Reddit didn’t just flame us—it exposed something deeper.


All we did was ask what we thought was a simple question:


"How are you securing remote admin access to firewalls / routers these days?"


Cue the drama.


The loudest backlash wasn’t even about the question or premise. It was about the trust gap—a growing rift between practitioners and vendors that’s turning collaboration into conflict.


And honestly? Both sides have a point.



⚔️ The Cold War Between Builders and Buyers


Practitioners are tired. Tired of sales-led hoops, tired of buzzwords, tired of “AI-native Zero Trust XDR” that breaks in staging.


Vendors are tired too. Tired of being dismissed before the first real technical question is asked. Tired of being automatically lumped in with the worst actors in the space.


And stuck in the middle? A festering wound of miscommunication, defensiveness, and mutual disrespect.



🔍 Two Posts, One Problem


This week, two totally different posts on LinkedIn hit the same nerve.


Post 1: The AI CISO


An AI-powered CISO tool was announced. The reaction? Brutal. Practitioners tore it apart—sarcasm, scorn, the works.


But here’s the uncomfortable truth: a lot of orgs actually want that.


Why? Because security often comes off as elitist, obstructive, or just plain unavailable.


Now imagine an AI that:


  • Speaks clearly

  • Doesn’t talk down to you

  • Costs $100/month instead of $400,000/year



Will it solve everything? No.

Will it feel more useful than a disengaged security team? Yes.


Honestly? With attacks spiraling and complexity out of control, it might even show better ROI than half the security bloatware on the market. You’ll still get breached, as most practitioners like to candidly admit—but hey, you just saved $398,800 while you were at it.


Post 2: No More Technical CISOs


On the other end of the spectrum: someone argued that CISOs shouldn’t come from technical backgrounds anymore. As if security leadership is now just a GRC-adjacent compliance role or a security themed CFO.


That’s not just wrong. It’s dangerous.


Security must be grounded in the mechanics of software, infrastructure, and attack surface realities. Strip out the technical core of the CISO role, and you’re left with security theatre. And attackers love a good show.



💥 These Two Extremes Point to the Same Truth


The industry is fractured. And the trust deficit is real.


Vendors feel ignored.

Practitioners feel abused.

And the people responsible for paying us have no idea what we are even doing anymore.


Let's be honest:



The Vendor Side Is Messy Too


We’ve all seen it.


  • IAM vendors getting breached—and hiding it.

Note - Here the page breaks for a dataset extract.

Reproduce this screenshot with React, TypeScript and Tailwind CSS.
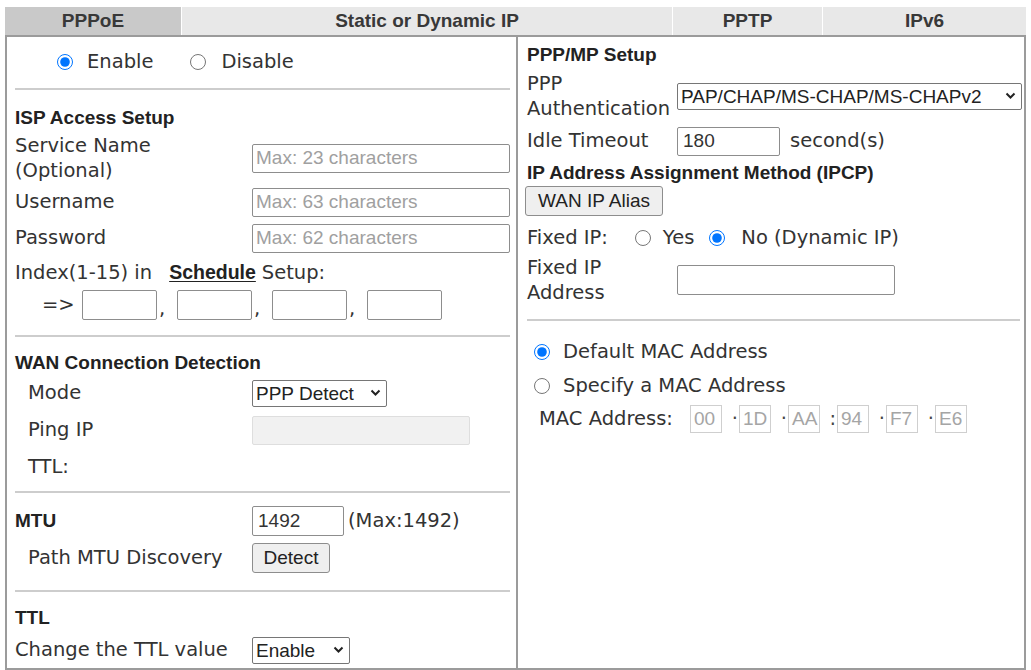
import type { ReactNode } from 'react'

const dv = "font-['DejaVu_Sans',sans-serif]"
const ar = "font-['Liberation_Sans',Arial,sans-serif]"

function Chevron() {
  return (
    <svg width="11" height="8" viewBox="0 0 11 8" className="shrink-0">
      <path d="M1.5 1.5 L5.5 5.5 L9.5 1.5" fill="none" stroke="#222" strokeWidth="2" />
    </svg>
  )
}

function FauxSelect({ value, className }: { value: string; className: string }) {
  return (
    <div
      className={`flex items-center justify-between h-[27px] border border-[#767676] rounded-[2px] bg-white pl-[3px] pr-[5px] text-[19px] leading-none text-[#222] ${ar} ${className}`}
    >
      <span>{value}</span>
      <Chevron />
    </div>
  )
}

function Radio({ name, checked }: { name: string; checked?: boolean }) {
  return <input type="radio" name={name} defaultChecked={checked} className="w-4 h-4 m-0 shrink-0" />
}

function Heading({ children, className = '' }: { children: ReactNode; className?: string }) {
  return (
    <div className={`h-[28px] flex items-center text-[19px] font-bold text-[#222] ${ar} ${className}`}>
      {children}
    </div>
  )
}

function Rule({ className = '' }: { className?: string }) {
  return <div className={`h-[2px] bg-[#cdcdcd] ${className}`} />
}

const inputCls = `h-[29px] border border-[#8d8d8d] rounded-[2px] bg-white px-[3px] text-[19px] text-[#333] placeholder:text-[#a0a0a0] outline-none ${ar}`

export default function App() {
  return (
    <div className={`w-[1031px] h-[670px] overflow-hidden bg-white px-[5px] pt-[7px] flex flex-col text-[19.5px] text-[#333] ${dv}`}>
      {/* Tabs */}
      <div className={`flex h-[28px] text-[19px] font-bold text-[#383838] ${ar}`}>
        <div className="w-[177px] bg-[#c9c9c9] border-r border-white flex items-center justify-center">PPPoE</div>
        <div className="w-[491px] bg-[#e8e8e8] border-r border-white flex items-center justify-center">Static or Dynamic IP</div>
        <div className="w-[150px] bg-[#e8e8e8] border-r border-white flex items-center justify-center">PPTP</div>
        <div className="flex-1 bg-[#e8e8e8] flex items-center justify-center">IPv6</div>
      </div>

      {/* Panels */}
      <div className="flex-1 flex border-2 border-[#9b9b9b]">
        {/* Left */}
        <div className="w-[511px] border-r-2 border-[#9b9b9b] flex flex-col pl-[8px] pr-[6px]">
          <div className="h-[50px] flex items-center pl-[42px]">
            <Radio name="pppoe" checked />
            <span className="ml-[14px]">Enable</span>
            <span className="ml-[37px] flex items-center">
              <Radio name="pppoe" />
            </span>
            <span className="ml-[15px]">Disable</span>
          </div>
          <Rule className="mt-[1px]" />

          <Heading className="mt-[14px]">ISP Access Setup</Heading>
          <div className="h-[52px] flex items-center">
            <div className="w-[237px] leading-[25px]">
              Service Name
              <br />
              (Optional)
            </div>
            <input className={`${inputCls} w-[258px]`} placeholder="Max: 23 characters" />
          </div>
          <div className="h-[36px] flex items-center">
            <div className="w-[237px]">Username</div>
            <input className={`${inputCls} w-[258px]`} placeholder="Max: 63 characters" />
          </div>
          <div className="h-[36px] flex items-center">
            <div className="w-[237px]">Password</div>
            <input className={`${inputCls} w-[258px]`} placeholder="Max: 62 characters" />
          </div>
          <div className="h-[34px] flex items-center">
            <span>Index(1-15) in</span>
            <span className={`ml-[17px] font-bold underline underline-offset-2 text-[#222] text-[19.5px] ${ar}`}>Schedule</span>
            <span className="ml-[6px]">Setup:</span>
          </div>
          <div className="h-[30px] flex items-center pl-[27px]">
            <span className="w-[40px]">=&gt;</span>
            {[0, 1, 2, 3].map((i) => (
              <div key={i} className="flex items-end h-[30px]">
                <input className={`${inputCls} h-[30px] w-[75px]`} />
                {i < 3 && <span className="w-[20px] pl-[2px] leading-[22px]">,</span>}
              </div>
            ))}
          </div>
          <Rule className="mt-[15px]" />

          <Heading className="mt-[12px]">WAN Connection Detection</Heading>
          <div className="h-[32px] flex items-center">
            <div className="w-[237px] pl-[13px]">Mode</div>
            <FauxSelect value="PPP Detect" className="w-[135px]" />
          </div>
          <div className="h-[42px] flex items-center">
            <div className="w-[237px] pl-[13px]">Ping IP</div>
            <div className="h-[29px] w-[218px] border border-[#dedede] rounded-[2px] bg-[#f1f1f1]" />
          </div>
          <div className="h-[32px] flex items-center pl-[13px]">TTL:</div>
          <Rule className="mt-[8px]" />

          <div className="h-[32px] mt-[12px] flex items-center">
            <div className={`w-[237px] text-[19px] font-bold text-[#222] ${ar}`}>MTU</div>
            <input className={`${inputCls} h-[30px] w-[92px] px-[5px]`} defaultValue="1492" />
            <span className="ml-[4px]">(Max:1492)</span>
          </div>
          <div className="h-[42px] flex items-center">
            <div className="w-[237px] pl-[13px]">Path MTU Discovery</div>
            <button className={`h-[30px] w-[78px] border border-[#8d8d8d] rounded-[3px] bg-[#efefef] text-[19px] text-[#222] ${ar}`}>
              Detect
            </button>
          </div>
          <Rule className="mt-[11px]" />

          <Heading className="mt-[12px]">TTL</Heading>
          <div className="h-[36px] flex items-center">
            <div className="w-[237px]">Change the TTL value</div>
            <FauxSelect value="Enable" className="w-[98px]" />
          </div>
        </div>

        {/* Right */}
        <div className="flex-1 flex flex-col pl-[9px] pr-[2px]">
          <Heading className="mt-[4px]">PPP/MP Setup</Heading>
          <div className="h-[54px] flex items-center">
            <div className="w-[150px] leading-[25px]">
              PPP
              <br />
              Authentication
            </div>
            <FauxSelect value="PAP/CHAP/MS-CHAP/MS-CHAPv2" className="w-[345px]" />
          </div>
          <div className="h-[36px] flex items-center">
            <div className="w-[150px]">Idle Timeout</div>
            <input className={`${inputCls} w-[103px] px-[5px]`} defaultValue="180" />
            <span className="ml-[10px]">second(s)</span>
          </div>
          <div className={`h-[26px] mt-[1px] flex items-center text-[19px] font-bold text-[#222] ${ar}`}>
            IP Address Assignment Method (IPCP)
          </div>
          <div className="h-[30px] flex items-center">
            <button className={`-ml-[2px] h-[30px] w-[138px] border border-[#8d8d8d] rounded-[3px] bg-[#efefef] text-[19px] text-[#222] ${ar}`}>
              WAN IP Alias
            </button>
          </div>
          <div className="h-[40px] mt-[2px] flex items-center">
            <span>Fixed IP:</span>
            <span className="ml-[27px] flex items-center">
              <Radio name="fixed" />
            </span>
            <span className="ml-[12px]">Yes</span>
            <span className="ml-[15px] flex items-center">
              <Radio name="fixed" checked />
            </span>
            <span className="ml-[16px]">No (Dynamic IP)</span>
          </div>
          <div className="h-[44px] flex items-center">
            <div className="w-[150px] leading-[25px]">
              Fixed IP
              <br />
              Address
            </div>
            <input className={`${inputCls} h-[30px] w-[218px]`} />
          </div>
          <Rule className="mt-[17px] mr-[2px]" />

          <div className="h-[32px] mt-[15px] flex items-center pl-[7px]">
            <Radio name="mac" checked />
            <span className="ml-[13px]">Default MAC Address</span>
          </div>
          <div className="h-[36px] flex items-center pl-[7px]">
            <Radio name="mac" />
            <span className="ml-[13px]">Specify a MAC Address</span>
          </div>
          <div className="h-[30px] flex items-center pl-[12px]">
            <span className="w-[151px]">MAC Address:</span>
            {['00', '1D', 'AA', '94', 'F7', 'E6'].map((v, i) => (
              <div key={v} className="flex items-center">
                <div className={`h-[28px] w-[32px] border border-[#cfcfcf] bg-white pl-[3px] flex items-center text-[19px] text-[#a5a5a5] ${ar}`}>
                  {v}
                </div>
                {i < 5 && (
                  <span className="w-[17px] text-right pr-[1px] text-[#444] leading-none">{i === 2 ? ':' : '·'}</span>
                )}
              </div>
            ))}
          </div>
        </div>
      </div>
    </div>
  )
}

  • Cloud vendors being compromised and denying it.

  • Zero Trust slapped on a product sales deck without re-architecting a thing.

  • AI features added overnight… but nobody can explain how they work.


No comment on the first two—those are just inexcusable. But we’re really supposed to believe these legacy stacks got Zero Trust and AI-native in six months?

Of course not. They just rebranded.


The result? Mistrust. Everywhere.


And it’s earned. This space is addicted to buzzwords, allergic to accountability, and seemingly cannot agree on a clear definition for anything.


But let’s not pretend practitioners are perfect either.



🧠 Practitioners, Stay Curious


Disagreeing with vendors is fair. But dismissing every new idea without even asking how it works? That’s just defensive cynicism masquerading as expertise.


Challenge ideas. Ask tough questions. But leave room for real dialogue.


Because when we only object without offering a reason, we push away people who might actually be trying to build something better.


And no—“can’t work” is not a reason.



What We Actually Need


Let’s drop the act. Nobody wins in a trustless industry.


Here’s what we do need:


  • Vendors who speak plainly, show their work, and respect the field.

  • Practitioners who lead with evidence—not attitude.

  • Conversations that are hard, honest, and humble.



The best ideas are born from discomfort, not dismissing.



🔒 Security Is Getting Harder


Complexity is rising. Threats are escalating. Infrastructure is everywhere, and critical systems are more exposed than ever.


We don’t have time for:


❌ Sales theatre

❌ Jargon warfare

❌ “Us vs. them” mentalities


We’re on the same side. Or at least, we should be.



🧱 Final Word: We’re All on the Wall


If we keep talking past each other, we all lose.


Want to make security better? So do we. Let’s start acting like we’re on the same side.